**** DATA SEGMENT

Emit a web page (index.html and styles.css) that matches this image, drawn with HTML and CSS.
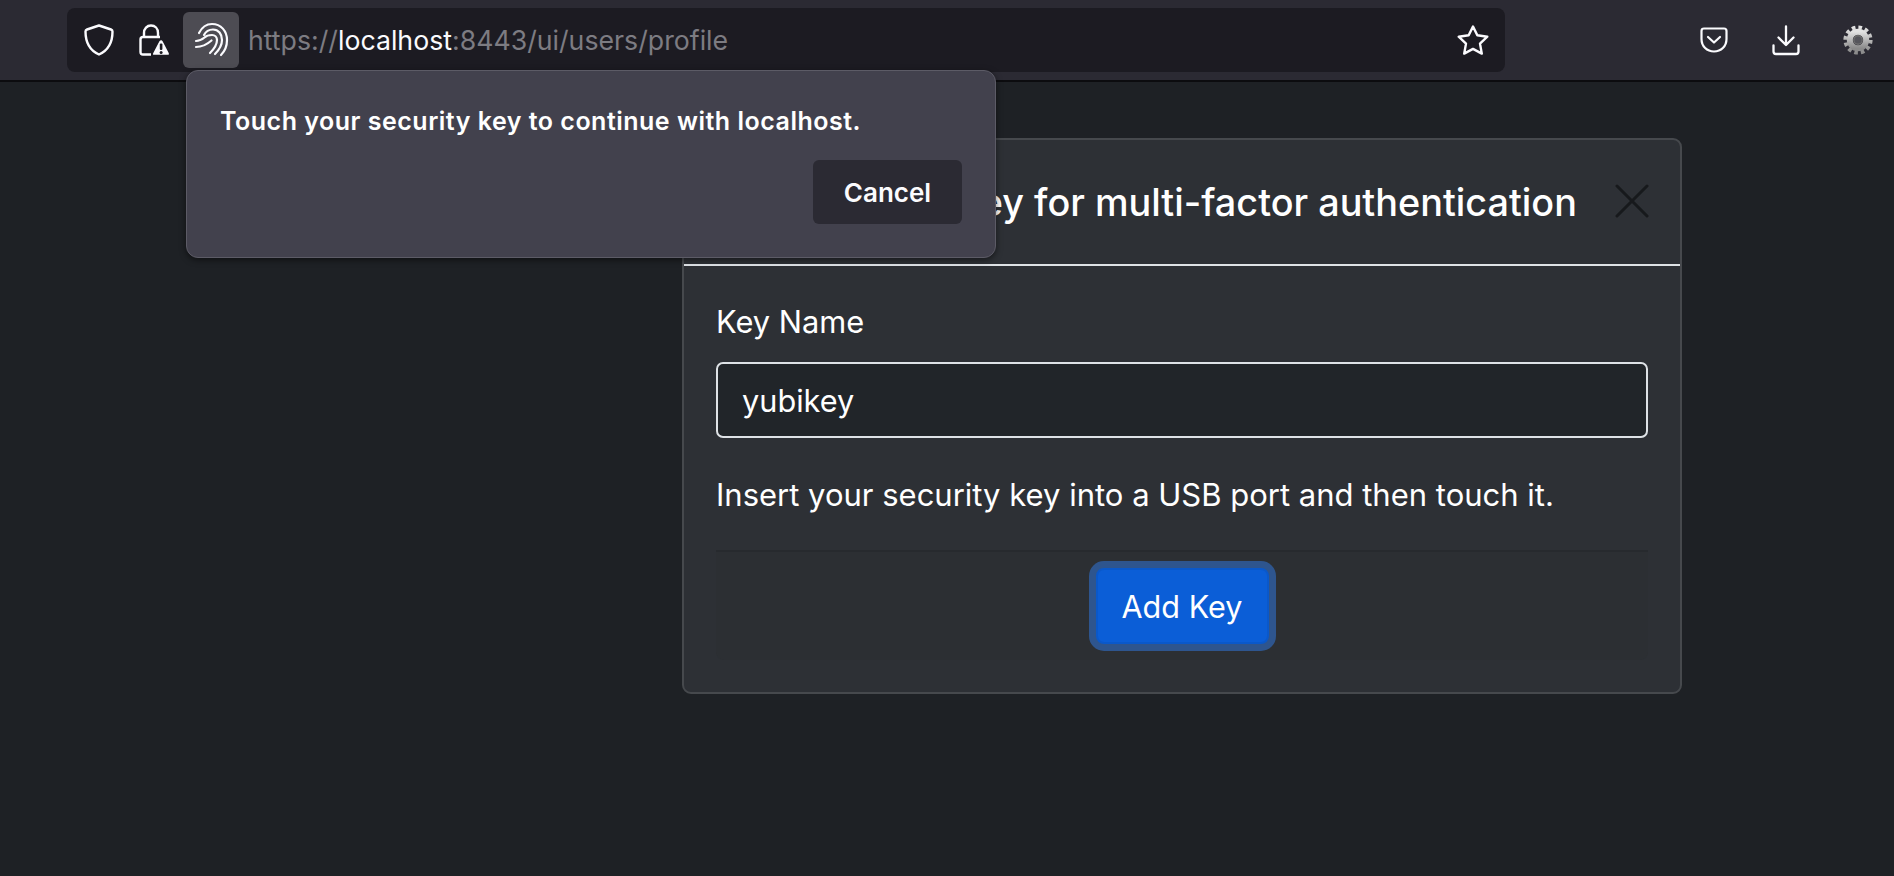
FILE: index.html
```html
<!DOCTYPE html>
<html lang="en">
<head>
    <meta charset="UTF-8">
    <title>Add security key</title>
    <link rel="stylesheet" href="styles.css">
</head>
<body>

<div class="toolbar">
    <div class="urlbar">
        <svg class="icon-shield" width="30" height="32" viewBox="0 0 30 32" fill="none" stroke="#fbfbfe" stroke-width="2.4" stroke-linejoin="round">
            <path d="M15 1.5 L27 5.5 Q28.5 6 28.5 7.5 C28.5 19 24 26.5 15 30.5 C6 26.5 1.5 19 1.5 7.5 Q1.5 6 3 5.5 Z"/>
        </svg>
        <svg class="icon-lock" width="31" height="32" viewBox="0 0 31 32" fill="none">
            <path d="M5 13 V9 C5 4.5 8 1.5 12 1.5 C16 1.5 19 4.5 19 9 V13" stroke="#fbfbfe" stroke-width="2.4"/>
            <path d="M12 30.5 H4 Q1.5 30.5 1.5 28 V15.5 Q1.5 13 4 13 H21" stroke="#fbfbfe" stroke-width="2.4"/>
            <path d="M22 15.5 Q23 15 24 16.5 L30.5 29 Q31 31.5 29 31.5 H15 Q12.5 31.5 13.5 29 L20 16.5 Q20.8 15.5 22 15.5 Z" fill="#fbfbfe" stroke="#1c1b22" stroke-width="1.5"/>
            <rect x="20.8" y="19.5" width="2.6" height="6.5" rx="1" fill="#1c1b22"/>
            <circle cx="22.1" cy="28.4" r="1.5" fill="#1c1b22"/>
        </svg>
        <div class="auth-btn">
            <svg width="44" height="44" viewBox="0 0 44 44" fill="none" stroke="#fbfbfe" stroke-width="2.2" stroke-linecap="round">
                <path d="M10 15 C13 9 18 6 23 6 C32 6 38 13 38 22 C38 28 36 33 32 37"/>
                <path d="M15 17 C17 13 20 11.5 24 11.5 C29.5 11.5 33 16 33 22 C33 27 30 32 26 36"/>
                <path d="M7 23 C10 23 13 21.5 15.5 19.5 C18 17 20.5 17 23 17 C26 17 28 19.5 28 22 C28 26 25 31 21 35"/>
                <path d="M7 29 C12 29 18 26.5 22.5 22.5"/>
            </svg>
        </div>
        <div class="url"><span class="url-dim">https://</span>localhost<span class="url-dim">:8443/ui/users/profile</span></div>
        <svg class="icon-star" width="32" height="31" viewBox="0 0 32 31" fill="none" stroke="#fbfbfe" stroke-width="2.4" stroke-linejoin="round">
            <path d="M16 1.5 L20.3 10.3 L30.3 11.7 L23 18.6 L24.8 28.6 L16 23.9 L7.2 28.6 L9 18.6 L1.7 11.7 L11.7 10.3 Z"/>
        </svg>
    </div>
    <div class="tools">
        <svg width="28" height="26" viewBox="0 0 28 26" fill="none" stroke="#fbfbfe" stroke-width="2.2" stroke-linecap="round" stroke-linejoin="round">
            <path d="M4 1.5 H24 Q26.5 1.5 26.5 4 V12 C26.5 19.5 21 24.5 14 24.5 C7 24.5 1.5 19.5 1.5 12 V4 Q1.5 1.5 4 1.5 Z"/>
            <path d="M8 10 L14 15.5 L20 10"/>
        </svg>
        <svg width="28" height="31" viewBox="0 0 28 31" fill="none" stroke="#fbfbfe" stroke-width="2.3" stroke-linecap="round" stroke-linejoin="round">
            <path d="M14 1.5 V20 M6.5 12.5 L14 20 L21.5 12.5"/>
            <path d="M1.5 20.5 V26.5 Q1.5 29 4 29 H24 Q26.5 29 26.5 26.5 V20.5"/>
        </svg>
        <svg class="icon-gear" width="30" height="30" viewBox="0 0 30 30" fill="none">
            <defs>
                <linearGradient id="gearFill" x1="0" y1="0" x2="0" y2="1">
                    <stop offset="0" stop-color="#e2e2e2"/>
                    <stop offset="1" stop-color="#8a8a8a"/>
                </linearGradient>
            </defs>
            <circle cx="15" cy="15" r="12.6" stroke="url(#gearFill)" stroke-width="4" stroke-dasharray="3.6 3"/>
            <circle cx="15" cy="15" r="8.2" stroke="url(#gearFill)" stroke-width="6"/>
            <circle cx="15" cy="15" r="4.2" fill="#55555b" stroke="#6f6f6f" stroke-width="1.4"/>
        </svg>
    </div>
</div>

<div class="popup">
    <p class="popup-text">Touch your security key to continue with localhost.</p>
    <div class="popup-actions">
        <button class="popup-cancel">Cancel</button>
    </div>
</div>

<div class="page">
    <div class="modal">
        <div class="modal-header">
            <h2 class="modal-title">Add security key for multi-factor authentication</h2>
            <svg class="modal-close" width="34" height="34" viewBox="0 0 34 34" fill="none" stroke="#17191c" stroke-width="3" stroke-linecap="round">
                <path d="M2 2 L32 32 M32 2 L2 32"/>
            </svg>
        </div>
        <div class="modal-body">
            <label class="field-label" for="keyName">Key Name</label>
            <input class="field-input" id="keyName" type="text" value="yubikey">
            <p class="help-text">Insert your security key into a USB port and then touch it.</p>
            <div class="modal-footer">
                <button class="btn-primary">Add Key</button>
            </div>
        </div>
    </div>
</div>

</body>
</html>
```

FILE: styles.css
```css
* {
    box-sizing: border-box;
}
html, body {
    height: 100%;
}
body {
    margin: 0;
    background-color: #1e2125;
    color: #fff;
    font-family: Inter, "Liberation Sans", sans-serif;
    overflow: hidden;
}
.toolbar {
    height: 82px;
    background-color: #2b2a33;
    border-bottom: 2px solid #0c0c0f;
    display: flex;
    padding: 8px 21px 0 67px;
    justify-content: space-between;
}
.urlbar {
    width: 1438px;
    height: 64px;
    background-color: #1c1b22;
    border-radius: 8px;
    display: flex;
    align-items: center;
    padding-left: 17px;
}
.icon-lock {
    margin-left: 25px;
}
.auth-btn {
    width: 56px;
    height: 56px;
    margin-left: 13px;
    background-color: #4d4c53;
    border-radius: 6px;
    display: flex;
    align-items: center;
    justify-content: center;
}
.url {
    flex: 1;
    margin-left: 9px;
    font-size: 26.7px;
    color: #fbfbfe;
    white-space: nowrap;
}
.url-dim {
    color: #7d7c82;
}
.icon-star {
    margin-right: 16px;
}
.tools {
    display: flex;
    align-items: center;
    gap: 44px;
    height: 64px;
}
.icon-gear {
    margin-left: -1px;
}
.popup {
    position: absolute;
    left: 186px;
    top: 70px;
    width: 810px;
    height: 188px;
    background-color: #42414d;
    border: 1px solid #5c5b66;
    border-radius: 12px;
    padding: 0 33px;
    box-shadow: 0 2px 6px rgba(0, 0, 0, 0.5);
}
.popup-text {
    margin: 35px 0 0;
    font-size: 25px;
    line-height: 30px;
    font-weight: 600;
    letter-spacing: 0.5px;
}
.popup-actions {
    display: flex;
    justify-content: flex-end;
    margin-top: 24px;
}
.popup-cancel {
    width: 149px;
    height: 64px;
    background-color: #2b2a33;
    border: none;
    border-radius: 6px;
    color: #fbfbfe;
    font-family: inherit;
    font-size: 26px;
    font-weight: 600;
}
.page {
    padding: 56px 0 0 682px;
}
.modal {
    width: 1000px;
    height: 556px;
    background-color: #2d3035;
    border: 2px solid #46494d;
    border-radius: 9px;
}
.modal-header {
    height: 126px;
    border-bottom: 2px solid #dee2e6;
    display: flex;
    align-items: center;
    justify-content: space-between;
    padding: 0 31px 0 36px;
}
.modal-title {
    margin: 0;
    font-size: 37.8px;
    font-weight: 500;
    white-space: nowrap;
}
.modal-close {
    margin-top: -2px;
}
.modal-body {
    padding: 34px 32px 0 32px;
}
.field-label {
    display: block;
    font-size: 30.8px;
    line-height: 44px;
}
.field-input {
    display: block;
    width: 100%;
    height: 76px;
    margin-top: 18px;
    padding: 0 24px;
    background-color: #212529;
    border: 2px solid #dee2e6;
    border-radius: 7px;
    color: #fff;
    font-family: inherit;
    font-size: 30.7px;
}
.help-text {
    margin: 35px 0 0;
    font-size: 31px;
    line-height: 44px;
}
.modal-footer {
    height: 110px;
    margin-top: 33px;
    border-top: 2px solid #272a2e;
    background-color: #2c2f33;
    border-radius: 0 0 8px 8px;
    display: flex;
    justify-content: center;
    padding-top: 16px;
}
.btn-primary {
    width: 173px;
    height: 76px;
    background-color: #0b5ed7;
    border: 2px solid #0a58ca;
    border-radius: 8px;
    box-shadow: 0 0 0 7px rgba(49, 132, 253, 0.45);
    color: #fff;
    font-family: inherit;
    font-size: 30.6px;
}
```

********

**SET EXERCISE:** Filter out every line that lacks the word "styles", and copy the rest.

**IN RESPONSE:**
Emit a web page (index.html and styles.css) that matches this image, drawn with HTML and CSS.
    <link rel="stylesheet" href="styles.css">
FILE: styles.css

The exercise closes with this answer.